Fundamental Differences Between loc and iloc
The key to understanding this error lies in distinguishing between Pandas' two indexing methods:
- loc: Label-based indexing. It uses the DataFrame's actual index values (which can be integers, strings, or other types) to select data. When passed a list of integers, Pandas treats them as index labels, not positions.
- iloc: Integer position-based indexing. It strictly uses zero-based integer positions to select data, completely ignoring the DataFrame's actual index values.
In data shuffling scenarios, we care about the relative positions of data rows, not their labels. Therefore, iloc is the correct choice.
Complete Solution
The corrected code should use iloc for position-based indexing:
# Create consecutive shuffle indices
shuffled_indices = np.arange(scaled_inputs_all.shape[0])
np.random.shuffle(shuffled_indices)
# Use iloc for position-based indexing
shuffled_inputs = scaled_inputs_all.iloc[shuffled_indices]
shuffled_targets = targets_all.iloc[shuffled_indices]
This approach ensures that regardless of the original DataFrame's index, we correctly shuffle the data rows.
Extended Discussion and Best Practices
This error occurs not only in simple data shuffling but also in multiple aspects of machine learning workflows:
- Cross-validation: When using methods like KFold for cross-validation,
ilocmust be used to ensure proper train-test splits. - Data sampling: For random sampling or stratified sampling, position-based indexing prevents index mismatch issues.
- Data concatenation: When merging multiple DataFrames, resetting indices (using
reset_index(drop=True)) simplifies subsequent indexing operations.
A robust data preprocessing pipeline should include these steps:
# 1. Data loading and initial processing
df = pd.read_csv('data.csv')
# 2. Feature engineering and target variable definition
# ... (various data processing steps) ...
# 3. Separate features and target
X = df.drop('target', axis=1)
y = df['target']
# 4. Reset indices to ensure continuity (optional but recommended)
X = X.reset_index(drop=True)
y = y.reset_index(drop=True)
# 5. Shuffle data
indices = np.arange(X.shape[0])
np.random.shuffle(indices)
X_shuffled = X.iloc[indices]
y_shuffled = y.iloc[indices]
# 6. Subsequent processing (standardization, splitting, etc.)
# ...
Code Refactoring and Optimization
Based on the original code, we can refactor a clearer, more robust data preprocessing function:
def preprocess_and_shuffle_data(filepath):
"""
Load data, perform preprocessing, and return shuffled features and target
Parameters:
filepath: Path to CSV file
Returns:
X_shuffled: Shuffled feature DataFrame
y_shuffled: Shuffled target Series
"""
# Load data
df = pd.read_csv(filepath)
# Data preprocessing steps (adjust based on actual requirements)

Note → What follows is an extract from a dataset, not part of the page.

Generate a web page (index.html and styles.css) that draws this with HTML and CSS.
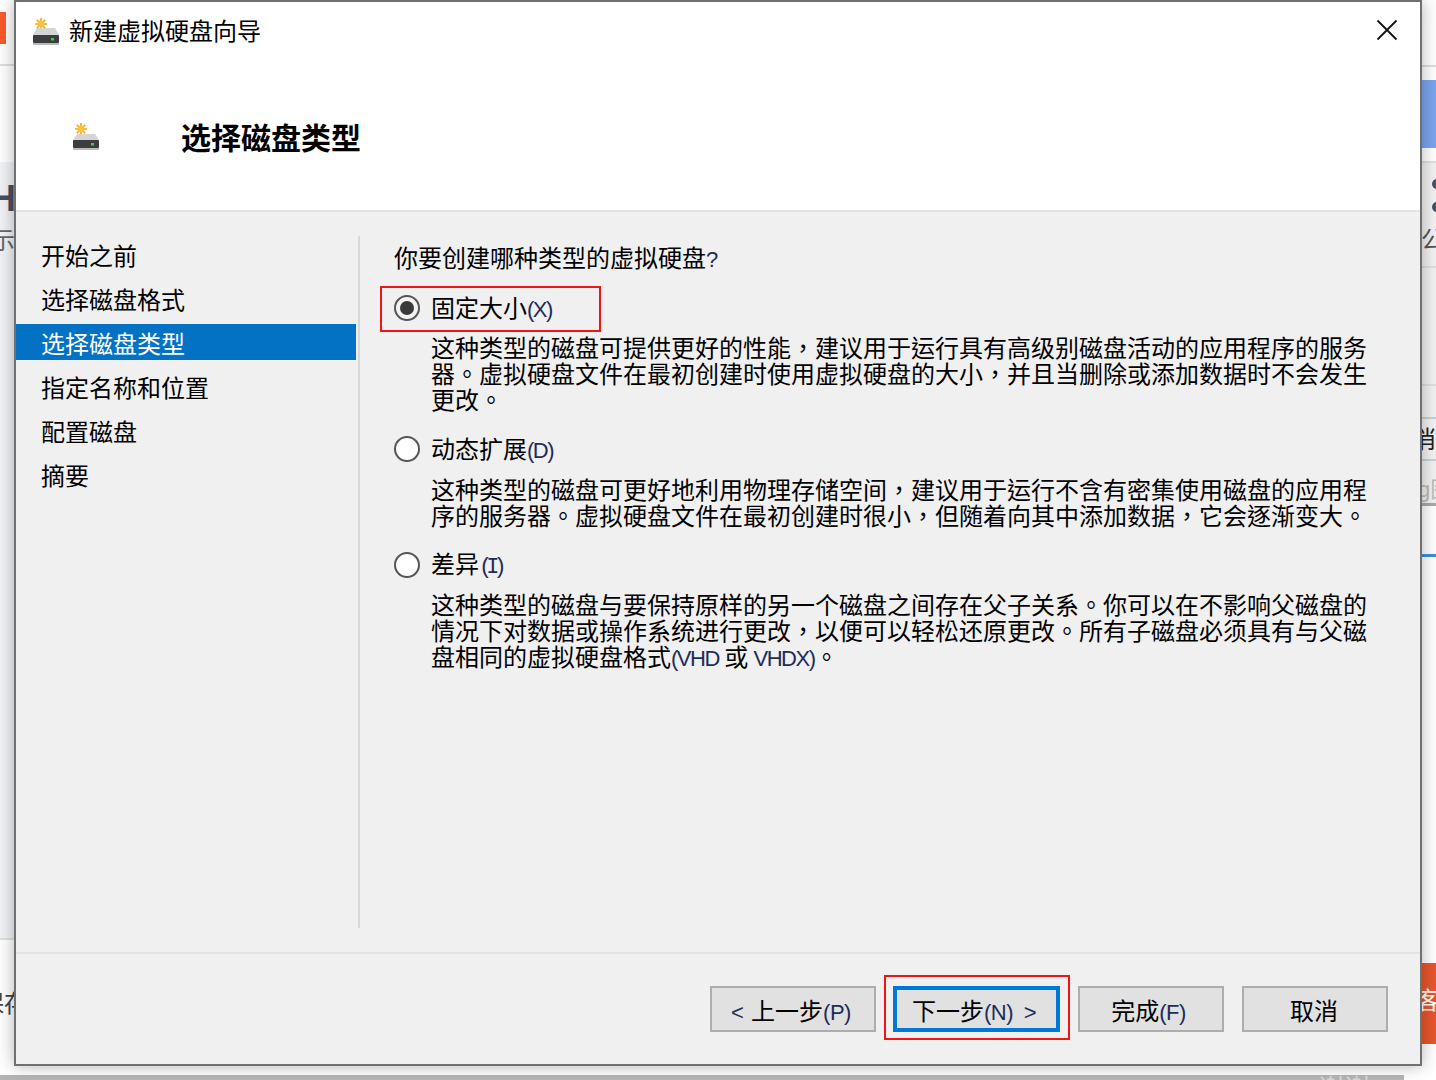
FILE: index.html
```html
<!DOCTYPE html>
<html lang="zh-CN">
<head>
<meta charset="utf-8">
<title>新建虚拟硬盘向导</title>
<link rel="stylesheet" href="styles.css">
</head>
<body>
<div class="desk">
  <div class="bg-orange-tl"></div>
  <div class="bg-line bg-line-l1"></div>
  <div class="bg-tint-l"></div>
  <div class="bg-tint-r"></div>
  <div class="bg-glyph bg-h">H</div>
  <div class="bg-glyph bg-shi">示</div>
  <div class="bg-line bg-line-l2"></div>
  <div class="bg-glyph bg-bao">保存</div>
  <div class="bg-bottom"></div>
  <div class="bg-thanks">谢谢</div>
  <div class="bg-line bg-line-r1"></div>
  <div class="bg-blue-r"></div>
  <div class="bg-line bg-line-r2"></div>
  <div class="bg-dot bg-dot1"></div>
  <div class="bg-dot bg-dot2"></div>
  <div class="bg-glyph bg-gong">公</div>
  <div class="bg-line bg-line-r3"></div>
  <div class="bg-line bg-line-r4"></div>
  <div class="bg-btn-r"><span class="bg-xiao">消</span></div>
  <div class="bg-g">g图</div>
  <div class="bg-rule-r"></div>
  <div class="bg-blueline"></div>
  <div class="bg-orange-br"><span>客</span></div>
</div>

<section class="dialog">
  <header class="head">
    <div class="titlebar">
      <svg class="icon-title" viewBox="0 0 28 28" width="28" height="28" aria-hidden="true">
        <g stroke="#f5a300" stroke-width="1.6"><path d="M9 1v12M3 7h12M4.800 2.800l8.400 8.400M13.200 2.800l-8.400 8.400"/></g>
        <circle cx="9" cy="7" r="3.600" fill="#fcc33a"/>
        <path d="M5 11h18l4 7H1z" fill="#d4d6d6"/>
        <rect x="1" y="18" width="26" height="8" rx="1" fill="#3b3d3f"/>
        <rect x="1" y="26" width="26" height="2" fill="#b9bbbb"/>
        <rect x="19" y="21" width="3" height="2.500" fill="#35d04a"/>
      </svg>
      <span class="title-text">新建虚拟硬盘向导</span>
      <svg class="icon-close" viewBox="0 0 22 22" width="22" height="22" aria-hidden="true">
        <path d="M1.500 1.500l19 19M20.500 1.500l-19 19" stroke="#111" stroke-width="1.800" fill="none"/>
      </svg>
    </div>
    <div class="banner">
      <svg class="icon-banner" viewBox="0 0 28 28" width="28" height="28" aria-hidden="true">
        <g stroke="#f5a300" stroke-width="1.6"><path d="M9 1v12M3 7h12M4.800 2.800l8.400 8.400M13.200 2.800l-8.400 8.400"/></g>
        <circle cx="9" cy="7" r="3.400" fill="#fcc33a"/>
        <path d="M5 12h18l4 6H1z" fill="#d4d6d6"/>
        <rect x="1" y="18" width="26" height="8" rx="1" fill="#3b3d3f"/>
        <rect x="1" y="26" width="26" height="2" fill="#b9bbbb"/>
        <rect x="19" y="21" width="3" height="2.500" fill="#35d04a"/>
      </svg>
      <h1 class="banner-title">选择磁盘类型</h1>
    </div>
  </header>

  <div class="main">
    <nav class="steps">
      <div class="step">开始之前</div>
      <div class="step">选择磁盘格式</div>
      <div class="step step-active">选择磁盘类型</div>
      <div class="step">指定名称和位置</div>
      <div class="step">配置磁盘</div>
      <div class="step">摘要</div>
    </nav>
    <div class="content">
      <p class="question">你要创建哪种类型的虚拟硬盘<span class="lat">?</span></p>

      <div class="option option-fixed">
        <div class="option-row marked">
          <span class="radio radio-on"></span>
          <span class="option-label">固定大小<span class="lat">(X)</span></span>
        </div>
        <p class="desc" lang="zh-TW">这种类型的磁盘可提供更好的性能，建议用于运行具有高级别磁盘活动的应用程序的服务器。虚拟硬盘文件在最初创建时使用虚拟硬盘的大小，并且当删除或添加数据时不会发生更改。</p>
      </div>

      <div class="option option-dynamic">
        <div class="option-row">
          <span class="radio"></span>
          <span class="option-label">动态扩展<span class="lat">(D)</span></span>
        </div>
        <p class="desc" lang="zh-TW">这种类型的磁盘可更好地利用物理存储空间，建议用于运行不含有密集使用磁盘的应用程序的服务器。虚拟硬盘文件在最初创建时很小，但随着向其中添加数据，它会逐渐变大。</p>
      </div>

      <div class="option option-diff">
        <div class="option-row">
          <span class="radio"></span>
          <span class="option-label">差异<span class="lat lat-i">(I)</span></span>
        </div>
        <p class="desc" lang="zh-TW">这种类型的磁盘与要保持原样的另一个磁盘之间存在父子关系。你可以在不影响父磁盘的情况下对数据或操作系统进行更改，以便可以轻松还原更改。所有子磁盘必须具有与父磁盘相同的虚拟硬盘格式<span class="lat">(VHD</span> 或 <span class="lat">VHDX)</span>。</p>
      </div>
    </div>
  </div>

  <footer class="foot">
    <button class="btn btn-prev" type="button"><span class="lat lat-prev">&lt; </span>上一步<span class="lat">(P)</span></button>
    <span class="next-mark"><button class="btn btn-next" type="button">下一步<span class="lat lat-next">(N) &gt;</span></button></span>
    <button class="btn btn-finish" type="button">完成<span class="lat">(F)</span></button>
    <button class="btn btn-cancel" type="button">取消</button>
  </footer>
</section>
</body>
</html>
```
FILE: styles.css
```css
* { box-sizing: border-box; }
html, body { margin: 0; height: 1080px; overflow: hidden; background: #fff; }
body { font-family: "Noto Sans CJK SC", "Noto Sans", sans-serif; color: #000; font-size: 24px; }

.desk { position: absolute; inset: 0; overflow: hidden; }
.desk > div { position: absolute; }
.bg-orange-tl { left: 0; top: 12px; width: 6px; height: 32px; background: #fb5a2c; }
.bg-line { height: 2px; background: #dfdfdf; }
.bg-line-l1 { left: 0; top: 64px; width: 14px; }
.bg-tint-l { left: 0; top: 162px; width: 14px; height: 776px; background: #f1f2f5; }
.bg-tint-r { left: 1422px; top: 162px; width: 14px; height: 342px; background: #f2f2f2; }
.bg-line-l2 { left: 0; top: 938px; width: 14px; }
.bg-glyph { color: #555a68; line-height: 1; }
.bg-h { left: -10px; top: 178px; font: 700 36px "Liberation Sans", sans-serif; color: #4a4f60; }
.bg-shi { left: -9px; top: 227px; font-size: 24px; color: #666; }
.bg-bao { left: -20px; top: 990px; font-size: 24px; color: #444; }
.bg-bottom { left: 0; top: 1075px; width: 1404px; height: 5px; background: #b5b5b5; }
.bg-thanks { left: 1318px; top: 1072px; font-size: 26px; line-height: 30px; color: #d8d8d8; }
.bg-line-r1 { left: 1422px; top: 65px; width: 14px; }
.bg-blue-r { left: 1422px; top: 80px; width: 14px; height: 68px; background: #7ba4ef; }
.bg-line-r2 { left: 1422px; top: 161px; width: 14px; }
.bg-dot { left: 1432px; width: 10px; height: 10px; border-radius: 50%; background: #4a4f5c; }
.bg-dot1 { top: 179px; }
.bg-dot2 { top: 202px; }
.bg-gong { left: 1421px; top: 226px; font-size: 24px; color: #555; }
.bg-line-r3 { left: 1422px; top: 266px; width: 14px; }
.bg-line-r4 { left: 1422px; top: 384px; width: 14px; }
.bg-btn-r { left: 1422px; top: 417px; width: 14px; height: 44px; border-top: 2px solid #cfcfcf; border-bottom: 2px solid #cfcfcf; background: #f3f3f3; overflow: hidden; }
.bg-xiao { position: absolute; left: -10px; top: 4px; font-size: 24px; line-height: 30px; color: #222; }
.bg-g { left: 1418px; top: 478px; font: 22px/24px "Liberation Sans", "Noto Sans CJK SC", sans-serif; color: #bbb; white-space: nowrap; width: 18px; overflow: hidden; }
.bg-rule-r { left: 1422px; top: 503px; width: 14px; height: 3px; background: #aaa; }
.bg-blueline { left: 1422px; top: 554px; width: 14px; height: 3px; background: #3d8ee0; }
.bg-orange-br { left: 1422px; top: 963px; width: 14px; height: 81px; background: #e8552d; overflow: hidden; }
.bg-orange-br span { position: absolute; left: -6px; top: 21px; font-size: 24px; line-height: 30px; color: #fff; }

.dialog {
  position: absolute; left: 14px; top: 0; width: 1408px; height: 1066px;
  border: 2px solid #707070; background: #f0f0f0;
  box-shadow: 0 0 16px rgba(0,0,0,.3);
  display: flex; flex-direction: column;
}
.head { height: 210px; background: #fff; border-bottom: 2px solid #e3e3e3; flex: none; }
.titlebar { height: 62px; display: flex; align-items: center; padding: 0 22px 0 16px; }
.icon-title { flex: none; margin-top: -4px; }
.title-text { margin-left: 9px; margin-bottom: 6px; font-size: 24px; line-height: 30px; }
.icon-close { margin-left: auto; margin-top: -6px; }
.banner { display: flex; align-items: center; padding: 0 0 0 56px; height: 146px; }
.icon-banner { flex: none; margin-top: -2px; }
.banner-title { margin: 0 0 2px 81px; font-size: 30px; font-weight: 700; line-height: 40px; color: #000; }

.main { flex: 1; min-height: 0; display: flex; padding-top: 24px; }
.steps { width: 344px; height: 692px; flex: none; border-right: 2px solid #d8d8d8; padding-right: 2px; }
.step { height: 36px; margin-bottom: 8px; padding: 0 0 0 25px; line-height: 38px; white-space: nowrap; }
.step-active { background: #0472c4; color: #fff; }

.content { flex: 1; padding: 5px 0 0 34px; }
.question { margin: 0; line-height: 32px; }
.lat { font-family: "Liberation Sans", sans-serif; font-size: 22px; letter-spacing: -1.5px; color: #1d2c5a; }
.btn .lat { letter-spacing: -.5px; }
.btn .lat-prev { word-spacing: 2px; }
.btn .lat-next { word-spacing: 5px; }
.lat-i { font-family: "Liberation Mono", monospace; letter-spacing: -6px; padding-right: 6px; }
.option-row { display: flex; align-items: center; gap: 11px; height: 46px; width: 222px; position: relative; }
.marked::before { content: ""; position: absolute; left: -14px; top: 1px; width: 217px; height: 42px; border: 2px solid #f01414; }
.option-fixed { margin-top: 9px; }
.option-dynamic { margin-top: 14px; }
.option-diff { margin-top: 14px; }
.radio { width: 26px; height: 26px; flex: none; border-radius: 50%; border: 2px solid #555; background: #fff; position: relative; }
.radio-on { background: #f3f3f3; }
.radio-on::after { content: ""; position: absolute; inset: 4px; border-radius: 50%; background: #3a3a3a; }
.option-label { line-height: 30px; }
.desc { margin: 3px 0 0 37px; width: 940px; line-height: 26px; }
.option-dynamic .desc { margin-top: 4px; }

.foot { flex: none; height: 112px; border-top: 2px solid #e3e3e3; display: flex; align-items: flex-start; padding: 32px 0 0 694px; position: relative; }
.btn { height: 46px; margin: 0; padding: 2px 0 0; border: 2px solid #adadad; background: #e1e1e1; font: inherit; font-size: 24px; line-height: 40px; color: #000; white-space: nowrap; }
.btn-prev { width: 166px; padding-right: 4px; }
.next-mark { display: block; position: relative; margin-left: 17px; }
.next-mark::before { content: ""; position: absolute; left: -9px; top: -11px; width: 182px; height: 61px; border: 2px solid #f01414; }
.btn-next { width: 167px; border: 4px solid #0078d7; display: block; position: relative; line-height: 36px; padding-right: 5px; }
.btn-finish { width: 146px; margin-left: 18px; padding-right: 5px; }
.btn-cancel { width: 146px; margin-left: 18px; padding-right: 2px; }
```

# 1. Remove unnecessary columns
if 'ID' in df.columns:
df = df.drop('ID', axis=1)
# 2. Create target variable
median_absence = df['Absenteeism Time in Hours'].median()
df['Excessive Absenteeism'] = np.where(
df['Absenteeism Time in Hours'] > median_absence, 1, 0
)
# 3. Date feature engineering
df['Date'] = pd.to_datetime(df['Date'], format='%d/%m/%Y')

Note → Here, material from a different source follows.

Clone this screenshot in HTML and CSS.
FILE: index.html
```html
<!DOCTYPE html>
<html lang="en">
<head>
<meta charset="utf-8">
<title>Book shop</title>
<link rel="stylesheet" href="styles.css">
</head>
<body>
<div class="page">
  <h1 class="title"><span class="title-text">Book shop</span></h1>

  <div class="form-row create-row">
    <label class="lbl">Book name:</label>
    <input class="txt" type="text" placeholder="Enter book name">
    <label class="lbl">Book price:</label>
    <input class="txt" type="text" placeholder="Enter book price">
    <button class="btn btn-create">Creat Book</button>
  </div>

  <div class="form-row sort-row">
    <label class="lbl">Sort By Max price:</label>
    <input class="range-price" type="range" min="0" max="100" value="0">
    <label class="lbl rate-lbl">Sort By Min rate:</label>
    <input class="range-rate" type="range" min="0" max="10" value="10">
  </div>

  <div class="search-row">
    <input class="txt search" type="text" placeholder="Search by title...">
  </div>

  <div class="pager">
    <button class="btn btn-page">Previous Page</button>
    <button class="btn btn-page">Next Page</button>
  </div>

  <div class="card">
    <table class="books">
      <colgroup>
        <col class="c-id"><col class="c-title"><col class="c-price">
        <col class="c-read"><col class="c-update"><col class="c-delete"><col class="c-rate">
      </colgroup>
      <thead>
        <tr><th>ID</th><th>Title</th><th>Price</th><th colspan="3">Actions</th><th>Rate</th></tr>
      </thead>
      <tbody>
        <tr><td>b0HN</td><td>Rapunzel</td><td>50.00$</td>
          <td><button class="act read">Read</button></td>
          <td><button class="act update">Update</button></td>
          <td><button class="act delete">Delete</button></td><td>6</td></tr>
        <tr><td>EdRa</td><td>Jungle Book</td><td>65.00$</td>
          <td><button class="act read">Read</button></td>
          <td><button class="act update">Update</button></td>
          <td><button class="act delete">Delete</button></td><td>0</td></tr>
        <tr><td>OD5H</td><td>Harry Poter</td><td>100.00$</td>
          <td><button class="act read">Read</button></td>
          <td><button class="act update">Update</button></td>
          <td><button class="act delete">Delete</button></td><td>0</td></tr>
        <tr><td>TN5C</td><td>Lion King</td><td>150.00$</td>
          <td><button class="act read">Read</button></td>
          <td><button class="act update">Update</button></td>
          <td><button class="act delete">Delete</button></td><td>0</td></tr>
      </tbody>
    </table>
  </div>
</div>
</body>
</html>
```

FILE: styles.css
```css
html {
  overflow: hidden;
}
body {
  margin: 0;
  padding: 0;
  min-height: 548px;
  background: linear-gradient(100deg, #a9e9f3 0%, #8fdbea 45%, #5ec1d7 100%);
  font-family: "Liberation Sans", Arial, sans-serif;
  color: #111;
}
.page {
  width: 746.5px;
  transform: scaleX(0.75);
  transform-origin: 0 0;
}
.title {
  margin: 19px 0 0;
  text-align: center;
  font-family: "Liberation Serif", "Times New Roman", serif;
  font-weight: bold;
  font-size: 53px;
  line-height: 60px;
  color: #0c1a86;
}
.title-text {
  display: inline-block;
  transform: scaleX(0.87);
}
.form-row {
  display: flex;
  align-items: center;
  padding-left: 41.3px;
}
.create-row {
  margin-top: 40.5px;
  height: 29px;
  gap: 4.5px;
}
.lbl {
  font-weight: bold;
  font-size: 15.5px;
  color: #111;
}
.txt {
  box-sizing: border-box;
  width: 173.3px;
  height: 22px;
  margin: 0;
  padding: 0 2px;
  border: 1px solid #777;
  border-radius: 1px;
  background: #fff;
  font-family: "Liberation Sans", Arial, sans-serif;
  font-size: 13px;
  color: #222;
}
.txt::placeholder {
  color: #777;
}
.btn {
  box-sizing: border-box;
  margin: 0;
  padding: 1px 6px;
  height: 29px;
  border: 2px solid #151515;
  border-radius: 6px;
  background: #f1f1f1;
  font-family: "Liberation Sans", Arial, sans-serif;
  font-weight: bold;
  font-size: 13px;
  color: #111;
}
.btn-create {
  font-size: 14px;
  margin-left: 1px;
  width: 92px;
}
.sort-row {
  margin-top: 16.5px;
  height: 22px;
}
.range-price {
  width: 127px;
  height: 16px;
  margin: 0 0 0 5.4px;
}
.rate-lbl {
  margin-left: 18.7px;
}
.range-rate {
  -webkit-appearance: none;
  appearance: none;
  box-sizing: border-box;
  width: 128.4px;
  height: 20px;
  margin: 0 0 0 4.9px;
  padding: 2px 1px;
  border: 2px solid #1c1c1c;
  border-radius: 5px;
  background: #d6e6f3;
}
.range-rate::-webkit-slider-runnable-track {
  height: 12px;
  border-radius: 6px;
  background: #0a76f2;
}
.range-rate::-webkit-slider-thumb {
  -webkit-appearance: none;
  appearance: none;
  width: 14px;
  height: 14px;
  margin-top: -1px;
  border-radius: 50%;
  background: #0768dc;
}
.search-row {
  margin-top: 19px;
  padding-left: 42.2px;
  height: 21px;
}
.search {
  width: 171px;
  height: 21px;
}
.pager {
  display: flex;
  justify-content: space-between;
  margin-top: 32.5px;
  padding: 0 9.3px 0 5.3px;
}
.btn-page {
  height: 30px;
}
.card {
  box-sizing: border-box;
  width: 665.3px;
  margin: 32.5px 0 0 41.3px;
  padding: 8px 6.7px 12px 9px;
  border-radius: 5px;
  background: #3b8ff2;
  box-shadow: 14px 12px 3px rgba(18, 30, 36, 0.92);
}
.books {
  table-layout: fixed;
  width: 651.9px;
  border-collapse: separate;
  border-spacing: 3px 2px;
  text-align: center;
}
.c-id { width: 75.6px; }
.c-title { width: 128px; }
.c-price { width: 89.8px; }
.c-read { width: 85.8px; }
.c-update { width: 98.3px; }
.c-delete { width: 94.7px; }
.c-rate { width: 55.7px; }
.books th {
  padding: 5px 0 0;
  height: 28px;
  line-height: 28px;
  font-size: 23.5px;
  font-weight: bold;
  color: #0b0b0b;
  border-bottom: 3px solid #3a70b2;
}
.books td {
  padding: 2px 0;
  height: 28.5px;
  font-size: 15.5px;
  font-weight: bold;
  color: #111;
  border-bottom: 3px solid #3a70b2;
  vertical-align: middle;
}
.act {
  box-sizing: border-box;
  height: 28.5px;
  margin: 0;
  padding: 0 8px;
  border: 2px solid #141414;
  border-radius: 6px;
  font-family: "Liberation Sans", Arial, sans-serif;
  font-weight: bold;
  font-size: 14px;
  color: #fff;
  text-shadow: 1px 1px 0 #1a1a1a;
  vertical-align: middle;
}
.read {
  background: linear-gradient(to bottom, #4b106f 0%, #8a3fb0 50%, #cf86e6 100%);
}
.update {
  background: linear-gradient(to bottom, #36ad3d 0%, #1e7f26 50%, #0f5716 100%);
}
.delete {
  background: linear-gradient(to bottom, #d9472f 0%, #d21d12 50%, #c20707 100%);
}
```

df['Month Value'] = df['Date'].dt.month
df['Day of the Week'] = df['Date'].dt.weekday
df = df.drop('Date', axis=1)
# 4. Feature scaling
numeric_cols = ['Month Value', 'Day of the Week',
'Transportation Expense', 'Distance to Work',
'Age', 'Daily Work Load Average',
'Body Mass Index', 'Children', 'Pets',
'Absenteeism Time in Hours']
scaler = StandardScaler()
df[numeric_cols] = scaler.fit_transform(df[numeric_cols])

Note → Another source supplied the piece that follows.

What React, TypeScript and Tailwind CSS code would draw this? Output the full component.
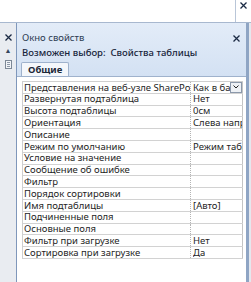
const ROWS: [string, string][] = [
  ["Представления на веб-узле SharePoint", "Как в базе данных"],
  ["Развернутая подтаблица", "Нет"],
  ["Высота подтаблицы", "0см"],
  ["Ориентация", "Слева направо"],
  ["Описание", ""],
  ["Режим по умолчанию", "Режим таблицы"],
  ["Условие на значение", ""],
  ["Сообщение об ошибке", ""],
  ["Фильтр", ""],
  ["Порядок сортировки", ""],
  ["Имя подтаблицы", "[Авто]"],
  ["Подчиненные поля", ""],
  ["Основные поля", ""],
  ["Фильтр при загрузке", "Нет"],
  ["Сортировка при загрузке", "Да"],
];

function Cross({ className }: { className?: string }) {
  return (
    <svg width="7" height="7" viewBox="0 0 7 7" className={className} aria-hidden>
      <path d="M0.5 0.5L6.5 6.5M6.5 0.5L0.5 6.5" stroke="#1b2a44" strokeWidth="1.3" />
    </svg>
  );
}

export default function App() {
  return (
    <div
      className="relative w-[251px] h-[282px] overflow-hidden bg-white text-[#1e1e1e] text-[9.5px] leading-none"
      style={{ fontFamily: '"Noto Sans", "Open Sans", sans-serif' }}
    >
      {/* верхняя панель */}
      <div className="flex h-[23px] border-b border-[#a8b8cf]">
        <div className="flex-1" />
        <div className="w-[16px] border-l border-[#b9c6d8] flex items-start justify-center pt-[2px]">
          <Cross />
        </div>
      </div>

      <div className="flex h-[259px]">
        {/* левая свернутая панель */}
        <div className="w-[17px] shrink-0 bg-[#e9ecf1] border-r border-[#7f97bb] flex flex-col items-center pt-[11px] gap-[6px]">
          <Cross />
          <span className="text-[7px] text-[#34445c] leading-none">▲</span>
          <div className="w-[7px] h-[9px] border border-[#7d8896] bg-[#f2f4f7] flex flex-col justify-center gap-[1px] px-[1px]">
            <div className="h-px bg-[#8d98a8]" />
            <div className="h-px bg-[#8d98a8]" />
            <div className="h-px bg-[#8d98a8]" />
          </div>
        </div>

        {/* окно свойств */}
        <div className="flex-1 min-w-0 flex flex-col border-r-[3px] border-[#8fa5c4]">
          <div className="bg-gradient-to-b from-[#e3ecf8] to-[#d3e1f3] pt-[9px]">
            <div className="flex items-center justify-between pl-[5px] pr-[6px] h-[12px]">
              <span className="text-[#2c3a50]">Окно свойств</span>
              <Cross />
            </div>
            <div className="pl-[5px] mt-[3px] h-[12px] flex items-center font-medium text-[#17243a] whitespace-nowrap">
              Возможен выбор:&nbsp;&nbsp;Свойства таблицы
            </div>
            <div className="flex pl-[4px] mt-[3px] border-b border-[#9fb2cc]">
              <div className="h-[14px] px-[6px] flex items-center bg-[#f4f7fb] border border-b-0 border-[#9fb2cc] rounded-t-[2px] font-bold text-[#1d2838]">
                Общие
              </div>
            </div>
          </div>

          <div className="flex-1 bg-white pl-[5px] pr-[3px] pt-[4px]">
            <div className="border-t border-l border-[#cfcfcf]">
              {ROWS.map(([label, value], i) => (
                <div key={label} className="flex h-[11.8px] border-b border-[#d2d2d2]">
                  <div className="w-[168px] shrink-0 border-r border-dotted border-[#b4b4b4] pl-[1px] whitespace-nowrap overflow-hidden flex items-center">
                    {label}
                  </div>
                  <div className="flex-1 min-w-0 border-r border-[#c4c4c4] pl-[2px] flex items-center">
                    <span className={i === 0 ? "min-w-0 w-[38px] overflow-hidden whitespace-nowrap" : "min-w-0 overflow-hidden whitespace-nowrap"}>
                      {value}
                    </span>
                    {i === 0 && (
                      <div className="ml-auto self-stretch w-[12px] shrink-0 bg-[#eef1f5] border border-[#8c99ab] flex items-center justify-center">
                        <svg width="6" height="4" viewBox="0 0 6 4" aria-hidden>
                          <path d="M0.5 0.5L3 3L5.5 0.5" stroke="#222" strokeWidth="1" fill="none" />
                        </svg>
                      </div>
                    )}
                  </div>
                </div>
              ))}
            </div>
          </div>
        </div>

        <div className="w-[2px] shrink-0 bg-[#e4e8ee]" />
      </div>
    </div>
  );
}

# 5. Categorical variable encoding
# Reason encoding
reason_dummies = pd.get_dummies(df['Reason for Absence'], drop_first=True)
reason_groups = {
'Reason_1': reason_dummies.loc[:, 1:14].max(axis=1),
'Reason_2': reason_dummies.loc[:, 15:17].max(axis=1),
'Reason_3': reason_dummies.loc[:, 18:21].max(axis=1),
'Reason_4': reason_dummies.loc[:, 22:].max(axis=1)
}
for name, series in reason_groups.items():
df[name] = series
df = df.drop('Reason for Absence', axis=1)
# Education encoding
df['Education'] = df['Education'].map({1:0, 2:1, 3:1, 4:1})
# Separate features and target
feature_cols = [col for col in df.columns if col != 'Excessive Absenteeism']
X = df[feature_cols]
y = df['Excessive Absenteeism']
# Reset indices
X = X.reset_index(drop=True)
y = y.reset_index(drop=True)
# Shuffle data
indices = np.arange(X.shape[0])
np.random.shuffle(indices)
X_shuffled = X.iloc[indices]
y_shuffled = y.iloc[indices]
return X_shuffled, y_shuffled
Conclusion
The distinction between loc and iloc indexing mechanisms in Pandas is fundamental knowledge that data science practitioners must master. When handling data shuffling, cross-validation, or any position-based operations, iloc should be prioritized to avoid index mismatch errors. By understanding the nature of DataFrame indices and adopting best practices such as resetting indices and explicitly using position-based indexing, more robust and maintainable data processing pipelines can be built. Remember: loc for labels, iloc for positions—this simple principle prevents many common Pandas errors.